承認欲求や、世界の中心に自分がいるという意識から脱却するための三つの方法を紹介しましょう。
NHK「100分de名著」ブックス アドラー 人生の意味の心理学 岸見一郎
まず、他者に関心を持つことです。(中略)可能な限り、相手の立場に身を置いて、相手の視点に立たなければ、相手の言動を理解することはできません。(中略)
次に、他者は自分の期待を満たすために生きているのではないことを知ることです。自分も他者の期待を満たすために生きているわけではありません。(中略)
第三に「課題の分離」です。

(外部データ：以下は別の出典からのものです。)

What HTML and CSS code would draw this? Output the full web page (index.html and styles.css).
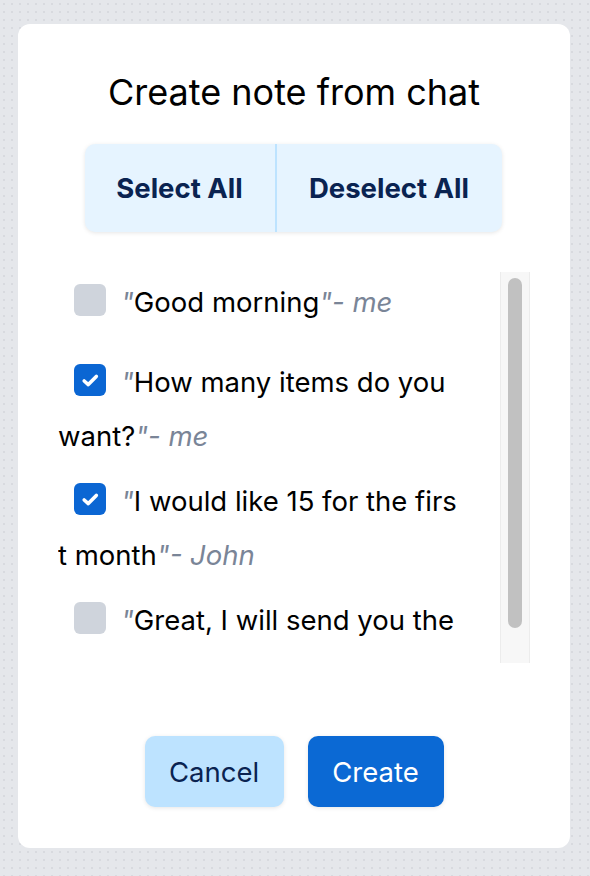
FILE: index.html
```html
<!DOCTYPE html>
<html lang="en">
<head>
<meta charset="utf-8">
<title>Create note from chat</title>
<link rel="stylesheet" href="styles.css">
</head>
<body>
<div class="card">
  <h1 class="title">Create note from chat</h1>
  <div class="seg">
    <button class="seg-btn">Select All</button>
    <button class="seg-btn">Deselect All</button>
  </div>
  <div class="scroll-area">
    <div class="list">
      <label class="item first">
        <span class="box"></span><span class="q">"</span>Good morning<span class="q">"- me</span>
      </label>
      <label class="item">
        <span class="box on"><svg viewBox="0 0 32 32" width="32" height="32"><path d="M10.2 17l4.1 3.6 8-8.2" fill="none" stroke="#fff" stroke-width="3.6" stroke-linecap="round" stroke-linejoin="round"/></svg></span><span class="q">"</span>How many items do you want?<span class="q">"- me</span>
      </label>
      <label class="item">
        <span class="box on"><svg viewBox="0 0 32 32" width="32" height="32"><path d="M10.2 17l4.1 3.6 8-8.2" fill="none" stroke="#fff" stroke-width="3.6" stroke-linecap="round" stroke-linejoin="round"/></svg></span><span class="q">"</span>I would like 15 for the first month<span class="q">"- John</span>
      </label>
      <label class="item">
        <span class="box"></span><span class="q">"</span>Great, I will send you the invoice<span class="q">"- me</span>
      </label>
    </div>
    <div class="track"><div class="thumb"></div></div>
  </div>
  <div class="actions">
    <button class="btn cancel">Cancel</button>
    <button class="btn create">Create</button>
  </div>
</div>
</body>
</html>
```

FILE: styles.css
```css
* { box-sizing: border-box; }
html, body { margin: 0; padding: 0; }
body {
  width: 590px;
  height: 876px;
  background-color: #e5e7eb;
  background-image: radial-gradient(circle, #d8dadf 1px, transparent 1.3px);
  background-size: 8px 8px;
  font-family: Inter, "Noto Sans", sans-serif;
  padding: 24px 20px 28px 18px;
  overflow: hidden;
}
.card {
  width: 552px;
  height: 824px;
  background: #fff;
  border-radius: 12px;
  padding: 0 40px;
  display: flex;
  flex-direction: column;
  align-items: center;
}
.title {
  margin: 46px 0 0;
  font-size: 36px;
  font-weight: 400;
  color: #000;
  line-height: 44px;
  text-align: center;
  white-space: nowrap;
}
.seg {
  margin-top: 30px;
  margin-left: -2px;
  width: 417px;
  height: 88px;
  display: flex;
  background: #e6f4ff;
  border-radius: 10px;
  box-shadow: 0 1px 4px rgba(0, 0, 0, 0.1);
  overflow: hidden;
}
.seg-btn {
  border: 0;
  background: transparent;
  font-family: inherit;
  font-size: 27.5px;
  font-weight: 700;
  color: #0a2351;
  padding: 0;
}
.seg-btn:first-child {
  width: 192px;
  border-right: 2px solid #bde3ff;
}
.seg-btn:last-child { flex: 1; }
.scroll-area {
  margin-top: 40px;
  width: 472px;
  height: 391px;
  display: flex;
}
.list {
  flex: 1;
  overflow: hidden;
  padding-right: 37px;
  font-size: 27.5px;
  color: #000;
}
.track {
  width: 30px;
  background: #f7f7f7;
  border-left: 1px solid #ececec;
  border-right: 1px solid #ececec;
  padding: 6px 7px;
}
.thumb {
  height: 350px;
  background: #c1c1c1;
  border-radius: 8px;
}
.item {
  display: block;
  line-height: 54px;
  word-break: break-all;
  margin-bottom: 11px;
}
.item.first { margin-bottom: 26px; }
.item:first-child { margin-top: 3px; }
.box {
  display: inline-block;
  vertical-align: -4px;
  width: 32px;
  height: 32px;
  border-radius: 6px;
  background: #cfd4dc;
  margin: 0 15px 0 16px;
}
.box.on { background: #0b66d3; }
.box svg { display: block; }
.q {
  font-style: italic;
  color: #7a8597;
}
.actions {
  margin-top: auto;
  margin-bottom: 41px;
  display: flex;
  gap: 24px;
}
.btn {
  height: 71px;
  border: 0;
  border-radius: 10px;
  font-family: inherit;
  font-size: 27.5px;
  padding: 0;
  box-shadow: 0 1px 4px rgba(0, 0, 0, 0.1);
}
.cancel { width: 139px; background: #bde3ff; color: #0a2351; }
.create { width: 136px; background: #0b69d4; color: #fff; }
```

(中略)あることの最終的な結末が誰に降りかかるか、その責任を最終的に誰が引き受けなければならないかを考えれば、そのあることが誰の課題かわかります。
自己中心的になり、他人を自分の欲求を満たす手段と捉えるのはいけない。
(相手も自分と同じ対等な人間であり、同じように自分の人生を生きていることを認識する)
また自分の殻に閉じこもり、対人関係を避けようとすることもいけない。
(自分一人でできることは限られている。煩わしさを感じても、幸せになるためには人との関りは必須)
お互いの課題解決に向け互いを仲間と捉え、協力することを目的とした対人関係を積極的に築くことが大切です。
正しい劣等感を成長の原動力に
アドラーは正しい劣等感が、成長の原動力になるとも言っています。
一般的な劣等感の定義は『自分が他人より劣っているという感情』というように、自分と他者の比較だと思います。
一方でアドラーは、理想の自分と現実の自分を比較することが、正しい劣等感だと考えています。
つまりライフスタイルの①自己概念(現在の自分)と②自己理念(目指す自分像)のギャップが、劣等感ということです。
現状と目標のギャップが課題ですので、正に目指す自分像に向けた課題が劣等感だとも言えます。
そして課題の解決(目指す自分像)に向け、他人との関わり合いを持ちながら成長することが人生の幸福であると言っているのだと思います。
これらの話は子供だけを対象としておらず、大人(社員)にも当てはまると強く感じました。
親と子の関係も、上司と部下の関係も、上下ではなく対等であることを意識する。
その中から、子供や部下は自己のライフスタイルを見直し、幸せに生きるため自律していくのです。
無意識のうちにパターナリズムの傾向が出やすい日本では、特に大人や上司が気を付けることが大切です。